A key historian of early Cuban jazz is Leonardo Acosta. Others have explored the history of jazz and latin jazz more from the U.S. perspective.

Early Cuban jazz bands

The Jazz Band Sagua was founded in Sagua la Grande in 1914 by Pedro Stacholy (director & piano). Members: Hipólito Herrera (trumpet); Norberto Fabelo (cornet); Ernesto Ribalta (flute & sax); Humberto Domínguez (violin); Luciano Galindo (trombone); Antonio Temprano (tuba); Tomás Medina (drum kit); Marino Rojo (güiro). For fourteen years they played at the Teatro Principal de Sagua. Stacholy studed under Antonio Fabré in Sagua, and completed his studies in New York, where he stayed for three years.

The Cuban Jazz Band was founded in 1922 by Jaime Prats in Havana. The personnel included his son Rodrigo Prats on violin, the great flautist Alberto Socarrás on flute and saxophone and Pucho Jiménez on slide trombone. The line-up would probably have included double bass, kit drum, banjo, cornet at least.
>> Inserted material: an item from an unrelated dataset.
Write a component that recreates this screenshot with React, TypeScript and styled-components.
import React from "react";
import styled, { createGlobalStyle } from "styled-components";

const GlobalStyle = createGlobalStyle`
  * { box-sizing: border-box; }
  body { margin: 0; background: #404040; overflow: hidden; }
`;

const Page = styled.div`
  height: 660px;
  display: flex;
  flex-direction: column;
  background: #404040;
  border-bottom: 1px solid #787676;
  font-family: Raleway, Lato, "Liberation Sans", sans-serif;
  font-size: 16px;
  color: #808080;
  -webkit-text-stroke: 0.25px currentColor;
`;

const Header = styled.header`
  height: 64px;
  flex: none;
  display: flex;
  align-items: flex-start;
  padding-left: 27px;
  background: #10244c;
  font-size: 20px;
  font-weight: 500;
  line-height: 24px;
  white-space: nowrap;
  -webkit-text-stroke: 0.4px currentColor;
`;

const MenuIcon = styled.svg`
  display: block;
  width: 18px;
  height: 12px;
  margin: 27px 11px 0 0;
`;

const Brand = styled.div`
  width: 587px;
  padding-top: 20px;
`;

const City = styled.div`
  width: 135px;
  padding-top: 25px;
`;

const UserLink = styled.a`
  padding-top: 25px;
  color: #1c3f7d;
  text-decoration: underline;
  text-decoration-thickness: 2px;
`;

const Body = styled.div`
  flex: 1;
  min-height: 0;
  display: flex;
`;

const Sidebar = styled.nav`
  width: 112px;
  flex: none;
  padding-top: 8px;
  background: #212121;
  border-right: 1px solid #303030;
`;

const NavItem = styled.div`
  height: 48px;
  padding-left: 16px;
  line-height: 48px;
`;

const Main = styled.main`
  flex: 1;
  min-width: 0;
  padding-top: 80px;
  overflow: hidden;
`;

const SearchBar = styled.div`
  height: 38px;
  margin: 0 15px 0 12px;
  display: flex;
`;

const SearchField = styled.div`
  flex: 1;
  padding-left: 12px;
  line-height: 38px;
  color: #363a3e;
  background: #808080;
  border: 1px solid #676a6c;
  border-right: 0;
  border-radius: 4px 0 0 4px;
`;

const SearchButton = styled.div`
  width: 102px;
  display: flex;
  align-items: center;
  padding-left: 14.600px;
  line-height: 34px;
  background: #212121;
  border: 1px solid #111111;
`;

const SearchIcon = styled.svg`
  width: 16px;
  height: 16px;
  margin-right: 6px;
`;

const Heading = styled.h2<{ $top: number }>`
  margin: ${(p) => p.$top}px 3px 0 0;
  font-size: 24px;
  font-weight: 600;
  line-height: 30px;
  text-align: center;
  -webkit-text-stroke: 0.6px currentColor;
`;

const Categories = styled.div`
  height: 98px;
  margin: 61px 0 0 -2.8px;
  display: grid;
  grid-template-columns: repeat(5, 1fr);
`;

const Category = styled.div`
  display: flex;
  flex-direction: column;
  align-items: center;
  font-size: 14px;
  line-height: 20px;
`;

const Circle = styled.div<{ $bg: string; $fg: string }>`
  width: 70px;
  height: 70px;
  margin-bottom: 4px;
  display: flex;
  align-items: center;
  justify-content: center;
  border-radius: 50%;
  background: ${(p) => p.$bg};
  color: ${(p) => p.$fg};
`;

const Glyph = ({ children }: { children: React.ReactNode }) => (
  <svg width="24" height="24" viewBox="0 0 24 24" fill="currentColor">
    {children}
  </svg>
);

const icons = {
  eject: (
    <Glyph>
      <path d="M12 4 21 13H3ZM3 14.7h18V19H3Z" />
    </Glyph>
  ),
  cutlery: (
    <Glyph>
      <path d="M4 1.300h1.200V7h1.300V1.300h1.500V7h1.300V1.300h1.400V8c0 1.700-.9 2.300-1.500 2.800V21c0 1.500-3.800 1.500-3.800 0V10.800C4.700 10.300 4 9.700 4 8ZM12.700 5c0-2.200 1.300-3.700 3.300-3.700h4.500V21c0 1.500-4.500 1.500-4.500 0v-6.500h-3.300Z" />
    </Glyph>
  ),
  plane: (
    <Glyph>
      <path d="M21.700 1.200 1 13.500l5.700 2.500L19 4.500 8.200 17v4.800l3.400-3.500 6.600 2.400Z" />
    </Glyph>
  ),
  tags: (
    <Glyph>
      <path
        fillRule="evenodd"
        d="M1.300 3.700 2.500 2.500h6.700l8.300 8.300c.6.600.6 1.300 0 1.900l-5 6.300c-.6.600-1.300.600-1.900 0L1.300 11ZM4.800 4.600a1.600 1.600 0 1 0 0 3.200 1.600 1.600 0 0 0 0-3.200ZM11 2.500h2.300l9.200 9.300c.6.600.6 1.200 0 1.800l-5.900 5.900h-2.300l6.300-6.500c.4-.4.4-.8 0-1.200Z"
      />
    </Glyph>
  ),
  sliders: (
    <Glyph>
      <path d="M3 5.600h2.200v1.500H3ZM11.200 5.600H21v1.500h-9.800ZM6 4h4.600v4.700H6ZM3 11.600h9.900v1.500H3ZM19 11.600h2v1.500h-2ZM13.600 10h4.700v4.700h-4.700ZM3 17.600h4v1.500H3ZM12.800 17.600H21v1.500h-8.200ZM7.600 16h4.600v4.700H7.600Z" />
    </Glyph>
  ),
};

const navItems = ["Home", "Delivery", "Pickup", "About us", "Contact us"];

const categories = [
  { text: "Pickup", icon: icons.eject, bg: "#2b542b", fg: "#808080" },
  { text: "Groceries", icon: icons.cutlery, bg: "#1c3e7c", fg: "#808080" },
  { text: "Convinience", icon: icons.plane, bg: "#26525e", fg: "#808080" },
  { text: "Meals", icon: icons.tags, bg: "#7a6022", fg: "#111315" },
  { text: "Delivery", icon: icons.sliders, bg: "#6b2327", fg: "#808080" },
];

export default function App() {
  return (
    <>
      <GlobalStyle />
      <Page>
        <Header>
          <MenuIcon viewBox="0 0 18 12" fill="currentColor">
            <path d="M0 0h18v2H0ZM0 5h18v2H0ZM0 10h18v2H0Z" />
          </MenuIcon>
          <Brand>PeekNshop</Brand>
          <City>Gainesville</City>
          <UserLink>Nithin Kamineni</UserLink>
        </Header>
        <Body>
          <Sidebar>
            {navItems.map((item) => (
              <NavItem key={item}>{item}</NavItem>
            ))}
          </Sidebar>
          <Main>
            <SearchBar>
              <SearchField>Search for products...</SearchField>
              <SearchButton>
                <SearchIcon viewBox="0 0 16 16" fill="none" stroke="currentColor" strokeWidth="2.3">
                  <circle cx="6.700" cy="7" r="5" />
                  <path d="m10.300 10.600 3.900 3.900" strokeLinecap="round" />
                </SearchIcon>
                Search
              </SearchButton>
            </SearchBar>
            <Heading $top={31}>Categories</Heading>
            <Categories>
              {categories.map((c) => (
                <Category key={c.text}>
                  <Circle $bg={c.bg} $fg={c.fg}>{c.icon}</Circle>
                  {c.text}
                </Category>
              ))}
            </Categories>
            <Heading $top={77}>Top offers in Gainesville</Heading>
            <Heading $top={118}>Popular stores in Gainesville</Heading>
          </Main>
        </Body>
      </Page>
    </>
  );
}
Earlier works cited this as the first jazz band in Cuba, but evidently there were earlier groups.

In 1924 Moisés Simons (piano) founded a group which played on the roof garden of the Plaza Hotel in Havana, and consisted of piano, violin, two saxes, banjo, double bass, drums and timbales. Its members included Virgilio Diego (violin); Alberto Soccarás (alto saz, flute); José Ramón Betancourt (tenor sax); Pablo O’Farrill (d. bass). In 1928, still at the same venue, Simons hired Julio Cueva, a famous trumpeter, and Enrique Santiesteban, a future media star, as vocalist and drummer. These were top instrumentalists, attracted by top fees of $8 a day.